Прошло уже больше двадцати лет с тех событий, но я так и не знаю, правильно ли все это было и как надо было правильно? Но, с другой стороны, почему это чмо должно было бить баклуши, когда товарищи его повышали боеготовность нашей непобедимой?
К сбору металлолома готов
Много в армии бывает дурацких приказов. Про покраску травы и иже многие, наверное, слышали. Потому и говорят, кто в армии служил, тот в цирке не смеется. На гражданке, ежели начальник фигню какую удумает, то ему сказать об этом можно. Не поймет – так и уйти никто не запретит. А в армии, извините, не так. Выдал тебе отец-командир задание: пойди туда, не знаю куда, – и пойдешь за милую душу. Никуда не денешься. И не уволишься так просто, пока Родина не отпустит.

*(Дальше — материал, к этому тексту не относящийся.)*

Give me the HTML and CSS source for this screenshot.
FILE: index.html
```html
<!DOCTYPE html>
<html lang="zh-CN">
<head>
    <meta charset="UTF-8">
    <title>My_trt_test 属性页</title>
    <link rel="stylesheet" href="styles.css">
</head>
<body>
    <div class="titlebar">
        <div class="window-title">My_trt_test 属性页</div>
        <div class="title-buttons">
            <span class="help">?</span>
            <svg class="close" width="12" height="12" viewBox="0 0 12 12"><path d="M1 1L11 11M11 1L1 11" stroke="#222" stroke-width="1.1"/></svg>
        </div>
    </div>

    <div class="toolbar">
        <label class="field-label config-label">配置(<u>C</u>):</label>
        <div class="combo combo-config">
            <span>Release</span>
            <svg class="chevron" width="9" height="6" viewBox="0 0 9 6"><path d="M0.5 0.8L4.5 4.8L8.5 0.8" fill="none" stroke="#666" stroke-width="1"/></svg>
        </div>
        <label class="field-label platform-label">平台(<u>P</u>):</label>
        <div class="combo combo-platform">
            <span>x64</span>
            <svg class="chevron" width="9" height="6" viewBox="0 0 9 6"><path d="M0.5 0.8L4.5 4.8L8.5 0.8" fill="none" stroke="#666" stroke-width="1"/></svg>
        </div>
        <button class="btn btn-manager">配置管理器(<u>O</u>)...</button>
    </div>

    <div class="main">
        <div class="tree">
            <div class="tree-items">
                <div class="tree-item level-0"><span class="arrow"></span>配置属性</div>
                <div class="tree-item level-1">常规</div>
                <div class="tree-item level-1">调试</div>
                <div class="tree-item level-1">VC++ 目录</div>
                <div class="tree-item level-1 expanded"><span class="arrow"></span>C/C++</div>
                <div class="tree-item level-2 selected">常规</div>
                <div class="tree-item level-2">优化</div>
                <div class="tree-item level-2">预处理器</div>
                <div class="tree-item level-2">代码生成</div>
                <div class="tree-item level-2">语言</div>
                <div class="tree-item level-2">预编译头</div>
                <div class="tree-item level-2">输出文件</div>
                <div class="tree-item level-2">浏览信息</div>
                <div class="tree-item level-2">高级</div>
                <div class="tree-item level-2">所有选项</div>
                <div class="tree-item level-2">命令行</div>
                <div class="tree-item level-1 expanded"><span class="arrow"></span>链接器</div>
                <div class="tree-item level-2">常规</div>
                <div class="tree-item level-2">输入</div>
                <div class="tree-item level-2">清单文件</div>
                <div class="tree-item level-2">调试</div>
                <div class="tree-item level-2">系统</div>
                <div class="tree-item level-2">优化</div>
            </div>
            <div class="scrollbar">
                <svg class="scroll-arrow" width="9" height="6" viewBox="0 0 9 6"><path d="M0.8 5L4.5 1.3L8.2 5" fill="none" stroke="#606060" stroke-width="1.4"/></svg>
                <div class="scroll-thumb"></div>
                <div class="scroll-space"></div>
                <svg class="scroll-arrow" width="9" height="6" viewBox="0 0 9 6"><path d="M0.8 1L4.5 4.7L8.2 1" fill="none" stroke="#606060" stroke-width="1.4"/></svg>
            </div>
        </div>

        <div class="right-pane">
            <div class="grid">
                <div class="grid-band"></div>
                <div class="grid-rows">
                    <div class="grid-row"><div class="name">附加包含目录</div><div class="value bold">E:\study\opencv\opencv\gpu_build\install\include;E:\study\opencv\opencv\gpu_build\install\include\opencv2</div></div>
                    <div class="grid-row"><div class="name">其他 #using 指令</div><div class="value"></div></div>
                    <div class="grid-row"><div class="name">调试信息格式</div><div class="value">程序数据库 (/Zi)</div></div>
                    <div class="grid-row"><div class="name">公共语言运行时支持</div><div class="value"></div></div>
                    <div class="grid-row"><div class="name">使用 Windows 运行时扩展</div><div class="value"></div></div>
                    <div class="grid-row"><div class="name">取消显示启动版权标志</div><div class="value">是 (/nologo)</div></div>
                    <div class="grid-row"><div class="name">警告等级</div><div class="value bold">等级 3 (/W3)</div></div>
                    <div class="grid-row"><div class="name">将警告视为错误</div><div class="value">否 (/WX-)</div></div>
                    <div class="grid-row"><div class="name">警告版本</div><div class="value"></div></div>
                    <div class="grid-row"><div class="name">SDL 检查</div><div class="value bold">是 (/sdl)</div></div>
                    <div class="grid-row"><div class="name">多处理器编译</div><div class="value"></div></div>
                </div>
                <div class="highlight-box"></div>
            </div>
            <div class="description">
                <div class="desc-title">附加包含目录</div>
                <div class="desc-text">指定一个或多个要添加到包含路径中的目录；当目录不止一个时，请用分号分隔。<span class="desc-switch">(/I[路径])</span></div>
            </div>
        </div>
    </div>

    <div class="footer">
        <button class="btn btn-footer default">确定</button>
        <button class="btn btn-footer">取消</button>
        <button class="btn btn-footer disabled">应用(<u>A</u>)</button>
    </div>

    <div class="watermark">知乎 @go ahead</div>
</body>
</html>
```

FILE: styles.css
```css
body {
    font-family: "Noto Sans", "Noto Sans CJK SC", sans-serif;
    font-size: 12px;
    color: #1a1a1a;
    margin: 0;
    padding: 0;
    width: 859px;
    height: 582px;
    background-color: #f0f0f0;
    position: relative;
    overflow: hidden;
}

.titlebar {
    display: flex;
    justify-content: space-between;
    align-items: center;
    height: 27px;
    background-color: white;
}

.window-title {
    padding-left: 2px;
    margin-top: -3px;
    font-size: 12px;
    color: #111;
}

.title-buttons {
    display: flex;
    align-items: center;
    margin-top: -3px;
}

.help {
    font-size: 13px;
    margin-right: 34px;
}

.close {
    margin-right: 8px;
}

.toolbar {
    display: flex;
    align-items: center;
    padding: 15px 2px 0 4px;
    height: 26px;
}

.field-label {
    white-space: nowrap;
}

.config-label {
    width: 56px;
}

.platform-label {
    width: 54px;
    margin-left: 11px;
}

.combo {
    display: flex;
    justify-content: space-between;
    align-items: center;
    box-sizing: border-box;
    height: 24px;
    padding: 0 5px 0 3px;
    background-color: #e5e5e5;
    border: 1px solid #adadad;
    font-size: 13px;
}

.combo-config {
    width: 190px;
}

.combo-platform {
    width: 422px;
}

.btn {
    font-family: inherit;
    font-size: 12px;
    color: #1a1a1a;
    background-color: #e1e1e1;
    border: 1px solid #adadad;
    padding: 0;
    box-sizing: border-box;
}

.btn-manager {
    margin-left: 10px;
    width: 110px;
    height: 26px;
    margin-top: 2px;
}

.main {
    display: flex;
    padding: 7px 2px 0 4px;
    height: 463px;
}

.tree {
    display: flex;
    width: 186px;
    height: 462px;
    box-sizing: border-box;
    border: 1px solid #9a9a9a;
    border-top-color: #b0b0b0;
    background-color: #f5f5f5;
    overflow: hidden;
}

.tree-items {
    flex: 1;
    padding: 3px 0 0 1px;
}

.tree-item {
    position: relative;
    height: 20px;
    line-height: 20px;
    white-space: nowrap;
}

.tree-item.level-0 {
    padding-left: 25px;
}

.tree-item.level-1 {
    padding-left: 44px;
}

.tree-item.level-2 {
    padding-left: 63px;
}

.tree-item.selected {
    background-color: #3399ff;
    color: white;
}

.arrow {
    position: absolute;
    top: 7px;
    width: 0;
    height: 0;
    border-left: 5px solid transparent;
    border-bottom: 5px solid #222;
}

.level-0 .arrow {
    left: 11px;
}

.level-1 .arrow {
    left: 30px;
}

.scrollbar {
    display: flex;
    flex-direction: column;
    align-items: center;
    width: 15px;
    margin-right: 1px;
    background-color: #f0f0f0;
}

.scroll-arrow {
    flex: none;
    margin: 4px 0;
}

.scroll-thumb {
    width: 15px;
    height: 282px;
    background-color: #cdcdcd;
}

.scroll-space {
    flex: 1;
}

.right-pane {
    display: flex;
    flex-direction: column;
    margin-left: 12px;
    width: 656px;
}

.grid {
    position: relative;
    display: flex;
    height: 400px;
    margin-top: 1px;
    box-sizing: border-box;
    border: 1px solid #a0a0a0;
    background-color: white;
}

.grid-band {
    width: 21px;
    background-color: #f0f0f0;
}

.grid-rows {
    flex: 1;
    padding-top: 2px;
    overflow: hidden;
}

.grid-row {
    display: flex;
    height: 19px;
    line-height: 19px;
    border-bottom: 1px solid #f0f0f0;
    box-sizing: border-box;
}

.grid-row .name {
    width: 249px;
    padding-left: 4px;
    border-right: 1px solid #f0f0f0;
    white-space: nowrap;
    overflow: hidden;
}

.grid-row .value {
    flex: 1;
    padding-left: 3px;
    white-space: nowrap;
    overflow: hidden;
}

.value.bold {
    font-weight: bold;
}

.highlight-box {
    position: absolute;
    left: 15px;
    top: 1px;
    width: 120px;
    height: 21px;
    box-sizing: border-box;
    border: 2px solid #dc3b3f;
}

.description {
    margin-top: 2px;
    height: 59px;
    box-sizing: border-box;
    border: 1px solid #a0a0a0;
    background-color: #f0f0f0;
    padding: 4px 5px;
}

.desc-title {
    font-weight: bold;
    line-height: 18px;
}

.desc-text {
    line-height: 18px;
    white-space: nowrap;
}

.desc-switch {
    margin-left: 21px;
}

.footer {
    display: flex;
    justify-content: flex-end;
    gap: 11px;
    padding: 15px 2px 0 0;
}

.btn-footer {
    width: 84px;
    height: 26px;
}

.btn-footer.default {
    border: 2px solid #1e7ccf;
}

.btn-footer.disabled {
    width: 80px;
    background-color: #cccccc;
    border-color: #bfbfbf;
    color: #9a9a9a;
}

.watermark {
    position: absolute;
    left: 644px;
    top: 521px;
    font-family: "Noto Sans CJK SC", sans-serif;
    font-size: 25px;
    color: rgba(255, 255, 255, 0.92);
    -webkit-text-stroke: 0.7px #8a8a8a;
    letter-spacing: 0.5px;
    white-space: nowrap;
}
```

Один из таких дурацких приказов относился к сбору и сдаче металлолома. И план существовал с какой-то бредовой сверху спущенной цифрой в несколько тонн на нашу отдельную роту. Откуда в роте ПВО может каждые полгода появляться несколько тонн металлолома? Этот вопрос никого не волновал. Нам никакая новая техника пачками не приходила, старая тоже не списывалась. Но у полка был свой план по сдаче, и мы туда входили составной частью. В результате в роте составлялась команда из как минимум четырех солдатиков и одного старшего (офицера или прапорщика). Далее команда эта начинала на нашем ГАЗ-66 объезжать ближайшие свалки в поисках залежей металлического вторсырья.
В один из таких разов в эту собиральческую команду попал солдатик – выпускник консерватории. Ничего про него не помню. Ни фИО, ни внешнего вида. Сейчас память (скорее замещенная) рисует сутулого, худого очкарика. Сам не лучше. И еще помню, что он руки свои очень берег. Тоже понятно – это же ведь его основное орудие труда. На скрипочке там играть или еще на чем.
Добрались мы, значится, до одной из свалок и наткнулись на ржавую кабину какого-то грузовика. Солдатики вчетвером, включая скрипача, выдохнули, подняли эту кабину и весело, как Ленин на субботнике, понесли ее к нашей таратайке. Но не донесли. Скрипач в какой-то момент остановился. Бросил свой угол кабины и стал удивленно разглядывать свои руки. Не знаю, что уж он там увидел, может, ржавчину, а может, кровь, но недоумение его было никак не меньше, чем в кадрах фильма «Андалузский пес», когда из дырки на ладони выползали и вползали муравьи.